In the line chart 500, the media collecting operation is performed while the media advance 510 is increased, i.e., the decoupling operations and the subsequent re-coupling operations are performed while the media advance 510 is increasing. As a result, the idle times of the output roller are decreased, and consequently, the throughput of the printing system (at least in terms of the media collecting operation) increases. In particular, the media advance 510 comprises four stages: a first media advance stage 511, a second media advance stage 512, a third media advance stage 513 and a fourth media advance stage 514. Similarly, the media collecting operation comprises a first media collecting stage 521, a second media collecting stage 522, and a third media collecting stage 523.

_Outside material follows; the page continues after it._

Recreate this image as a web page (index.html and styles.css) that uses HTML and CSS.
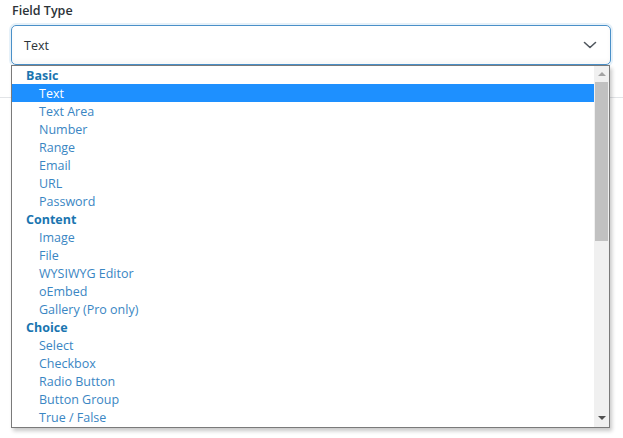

As previously described in other examples, the media collecting operation comprises collecting a first portion of a determined medium length at a first speed and collecting a second portion of the determined medium length at a second speed. In line chart 500, the determined medium length corresponds with a determined media advance 502. Accordingly, the first portion of the determined media advance 502 corresponds to a first length 501. The determined media advance 502 may have been previously defined based on predefined values or may be dynamically defined based on the printing operation. Similarly, the first length 501 may be defined as a percentual value of the determined media advance 502 (for instance a value within the range from 40% to 75% of the determined media distance 502). During the first length 501, the media collecting operation is to be performed under certain conditions such as the first media collecting stage 521 until the collected media 520 reaches the first length 501. Then, the media collecting operation is performed under different conditions until the collected media 510 reaches the determined media advance 502. As explained above, the difference between the first media collecting stage 521 and the second media collecting stage may be a decrease of the speed of the output roller from a first speed to a second speed, wherein the second speed is lower than the first speed.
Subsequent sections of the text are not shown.